Community to rally ahead of Supreme Court same-sex marriage arguments
Local proponents of same-sex marriage will take to the streets Monday to demand the U.S. Supreme Court strike down a discriminatory provision of federal law
Local proponents of same-sex marriage will take to the streets Monday to demand the U.S. Supreme Court strike down a discriminatory provision of federal law that bans the recognition of gay and lesbian unions as well as a California statewide ban on same-sex marriage.
Chicago LGBT rights and political activists will rally and march through the Loop as over 170 cities across the country hold similar events ahead of the high court’s first-ever consideration of same-sex marriage laws March 26 and March 27, when it hears oral arguments in the cases of United States v. Windsor and Hollingsworth v. Perry.
The Chicago demonstration will begin with a rally at Federal Plaza at 5:30 p.m. Monday where community advocates, religious leaders and other supporters of LGBT rights will address the crowd. Organizers then plan to march from Federal Plaza to Pioneer Plaza — in front of Tribune Tower and NBC Tower — just north of the Michigan Avenue Bridge, the organizers said.

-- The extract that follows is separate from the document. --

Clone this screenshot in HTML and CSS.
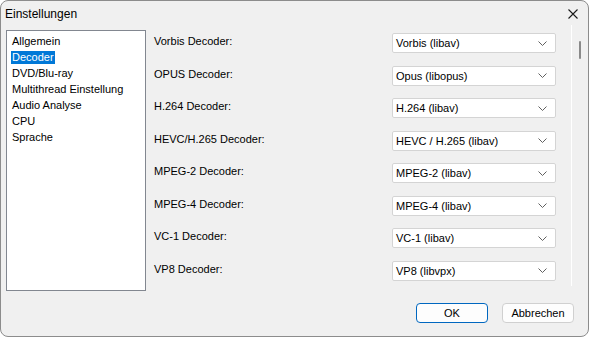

“We need to let the Supreme Court know that we’re watching,” said Richard Streetman, an advocate and organizer. “People from 170 communities from throughout the nation believe their constitution was created to guarantee basic human rights to everyone no matter who they love.”
Speaking before other demonstrators, Streetman will be joined by longtime LGBT rights advocates like Rick Garcia of The Civil Rights Agenda and Andy Thayer of the Gay Liberation Network. Other speakers may include elected officials and religious leaders, according to Streetman, who is finalizing the lineup.
Thayer, who has led countless direct action demonstrations, said it’s about forcing the Supreme Court to “do the right thing” and stay align with public opinion on the issue.
“We have forced the court to do the right thing,” Thayer said. “That’s what the women’s movement did in the ’70s with Roe v. Wade. If they get too far out of sync with public opinion, then they risk credibility as a democratic institution.
“We must force them to do the right thing,” Thayer added.
The demonstrations will fall on the the 48th anniversary of the end of the Selma to Montgomery, Ala. marches, which are often regarded as the peak of the American civil rights movement. Monday is also the first night of Passover, so Streetman decided to start the rally earlier than in other cities so that the Jewish community can be involved, he said.
Both cases argue that depriving gay and lesbian couples of the same rights afforded to heterosexual couples violates equal protections under the law as provided by the Fourteenth Amendment of the U.S. Constitution — with Windsor challenging the federal ban, the Defense of Marriage Act and Hollingsworth challenging the California statewide ban, Proposition 8.
In anticipation of the oral arguments, Thayer said the court could rule in one of three ways. It could rule in favor of the bans and leave them unchanged, it could narrowly rule against the bans and propose a state by state approach to the legalization of same-sex marriage or it could rule to uphold the equal protections clause and strike down both DOMA and Prop. 8, Thayer said.
“As a community, we have to send them the message that we won’t accept anything less than that.”